In the 19th century, the United States moved from being a country characterized by free enterprise to becoming an industrialized nation whose economic system involved allowing a few interests to control more capital. The means whereby this happened was the spread of corporations.

Corporations are legal entities whose investors enjoy limited liability. This means that the corporation can cause harm to others, but the stockholders cannot be held accountable for more than their individual investment. Due to this lack of accountability, investors cede control of their funds to a few individuals who run the day to day business of a corporation without  owning the capital that they control. When things go smoothly, everybody is happy. But when things go badly, you get massive economic downturns, like the Panic of 1819.

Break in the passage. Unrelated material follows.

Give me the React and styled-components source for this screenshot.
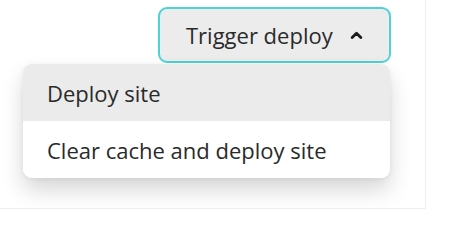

In Theodosia and the Pirates: The War Against Spain, Edward Livingston explains the change from free enterprise to capitalism to Jean Laffite.


Protectionism at home for certain businesses against others breeds protectionism from abroad through tariffs and embargoes, and what started out as free enterprise becomes capitalism, and the government is recruited to help protect unviable businesses from bankruptcy.

Today, the people who cry out to expropriate the rich are really targeting individuals who own their businesses: the small family farm or ranch, the mom and pop store, the home seamstress or tailor. When they speak up in favor of the estate tax, they forget that corporations never die, and that if families lose their property every time a father or a mother passes away, then very soon all businesses will be run by large corporations, and nobody will have any choice but to be employed by corporate conglomerates who lobby the government for protection. Then  prices and wages will be fixed by government fiat, and goodbye free enterprise.

Jean Laffite did not want that result. He was against wage slavery. How about you?